If you are a record holder and wish to change your vote or did not return a proxy and wish to cast your vote now or have not cast your vote, you may cast your vote by electronic ballot through the meeting website at this or any time until I declare the polls closed. The results of the voting on the proposals will be announced at the end of the meeting, and the final vote totals will be reported in a current report on Form 8-K to be filed with the Securities and Exchange Commission within four business days. Please note that any non-historical statements made today by me or other company representatives are forward-looking statements within the meaning of the Private Securities Litigation Reform Act of 1995.

Actual results could differ materially and adversely from those expressed or implied by such statements due to various risks and uncertainties, including those described in our most recent annual report on Form 10-K and quarterly reports on Form 10-Q and current reports on Form 8-K and the merger-related risk factor disclosures contained in the proxy statement for this special meeting. We urge you to review these SEC filings, which are available on our website and on the SEC's website. The company expressly disclaims any obligation to update any forward-looking statements made during this meeting, except as required by law. I would also like to remind everyone that this meeting is not a forum for the purposes of the SEC's Regulation FD. Also, as a special meeting, no business may be undertaken other than the two matters discussed in the proxy statement.

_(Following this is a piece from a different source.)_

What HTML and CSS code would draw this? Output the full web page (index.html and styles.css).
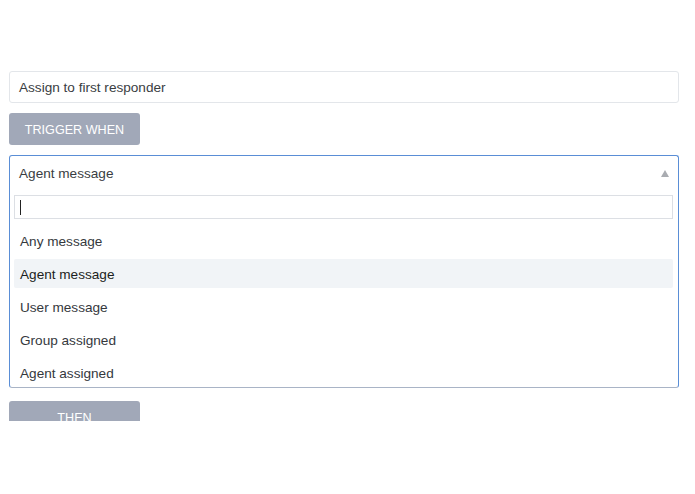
FILE: index.html
```html
<!DOCTYPE html>
<html>
<head>
<meta charset="utf-8">
<link rel="stylesheet" href="styles.css">
</head>
<body>
<div class="frame">
  <div class="text-input">Assign to first responder</div>
  <div class="btn">TRIGGER WHEN</div>
  <div class="select open">
    <div class="select-head">
      <span>Agent message</span>
      <span class="caret"></span>
    </div>
    <div class="search"><span class="cursor"></span></div>
    <ul class="options">
      <li>Any message</li>
      <li class="active">Agent message</li>
      <li>User message</li>
      <li>Group assigned</li>
      <li>Agent assigned</li>
    </ul>
  </div>
  <div class="btn then">THEN</div>
</div>
</body>
</html>
```

FILE: styles.css
```css
html, body {
  margin: 0;
  padding: 0;
  background: #ffffff;
}
body {
  font-family: "Liberation Sans", Arial, sans-serif;
  font-size: 13.6px;
  color: #3a3d42;
}
.frame {
  box-sizing: border-box;
  width: 695px;
  height: 421px;
  overflow: hidden;
  padding: 71px 16px 0 9px;
}
.text-input {
  box-sizing: border-box;
  width: 670px;
  height: 32px;
  border: 1px solid #e3e6ea;
  border-radius: 3px;
  padding: 0 9px;
  line-height: 31px;
  color: #3a3d42;
}
.btn {
  box-sizing: border-box;
  width: 131px;
  height: 32px;
  margin-top: 10px;
  background: #a1a8b8;
  border-radius: 3px;
  color: #ffffff;
  text-align: center;
  line-height: 34px;
  font-size: 12.6px;
}
.btn.then {
  margin-top: 13px;
}
.select {
  box-sizing: border-box;
  width: 670px;
  margin-top: 10px;
  border: 1px solid #5a8ed6;
  border-bottom-color: #a9b4c6;
  border-radius: 3px;
  background: #fff;
}
.select-head {
  display: flex;
  align-items: center;
  justify-content: space-between;
  height: 33px;
  padding: 1px 9px 0 9px;
  color: #3a3d42;
}
.caret {
  width: 0;
  height: 0;
  border-left: 4px solid transparent;
  border-right: 4px solid transparent;
  border-bottom: 7px solid #a9acb1;
  margin-top: 0;
}
.search {
  box-sizing: border-box;
  height: 24px;
  margin: 5px 5px 0 4px;
  border: 1px solid #dcdfe4;
  display: flex;
  align-items: center;
  padding-left: 5px;
}
.cursor {
  display: block;
  width: 1px;
  height: 15px;
  background: #222;
}
.options {
  list-style: none;
  margin: 0;
  padding: 3px 5px 0 4px;
}
.options li {
  box-sizing: border-box;
  height: 29px;
  line-height: 31px;
  margin-top: 4px;
  padding: 0 6px;
  border-radius: 2px;
  color: #35383d;
}
.options li.active {
  background: #f1f4f7;
  color: #1c1e21;
}
```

I now declare the polls open for voting on the term, on the items of today's agenda. I will turn to the discussion of the first item of business. The first and principal item of business before the meeting is the approval and adoption of the agreement and plan of merger, dated as of September 28, 2025, as amended by Amendment No. 1 and Amendment No. 2, which we collectively refer to as the merger agreement by and among RYVYL Inc and RYVYL Merger Sub, Inc and RTB Digital, Inc, and the transactions contemplated thereby, including the merger of RYVYL Merger Sub, Inc with and into RTB Digital, Inc, with RTB Digital as a surviving and as a wholly owned subsidiary of RYVYL.

The second item of business before the meeting is to approve an amendment to the RYVYL amended and restated articles of incorporation, as amended to effect the change of the name from RYVYL to RTB Digital, Inc. The final item of business asks stockholders to approve the adjournment of the special meeting if necessary and appropriate, to solicit additional votes if there are insufficient votes at the time of the special meeting to approve Proposal 1 and/or Proposal 2. If you have not already done so and wish to vote or change your vote, please do so now. I will provide a 30-second pause to allow any final electronic votes to be submitted. There being no further ballots to be cast, I now declare the polls closed. The Inspector of Election will tabulate the votes cast on each proposal. I have received the preliminary report of the Inspector of Election.

Based on that report, I am pleased to announce that the following preliminary results of today's voting. Proposal 1, approval and adoption of the merger agreement and the merger has been approved by the shareholders. Proposal 2, approval of amending our amended and restated articles of incorporation to effect the name change to RTB Digital, Inc, which implementation is contingent on proposal 1 being approved, has been approved by shareholders. Proposal 3, the adjournment proposal, has been approved by stockholders. The final report of the Inspector of Election will be filed with the minutes of this meeting. The final tabulation of these votes will appear in our required Form 8-K to be filed with the Securities and Exchange Commission. There being no further business to come before the special meeting of the stockholders, this meeting is now adjourned.

On behalf of the Board of Directors and management of RYVYL Inc, thank you for your time and, most importantly, your continued support. Have a good afternoon and evening.

Operator

The meeting has now concluded. Thank you for your participation.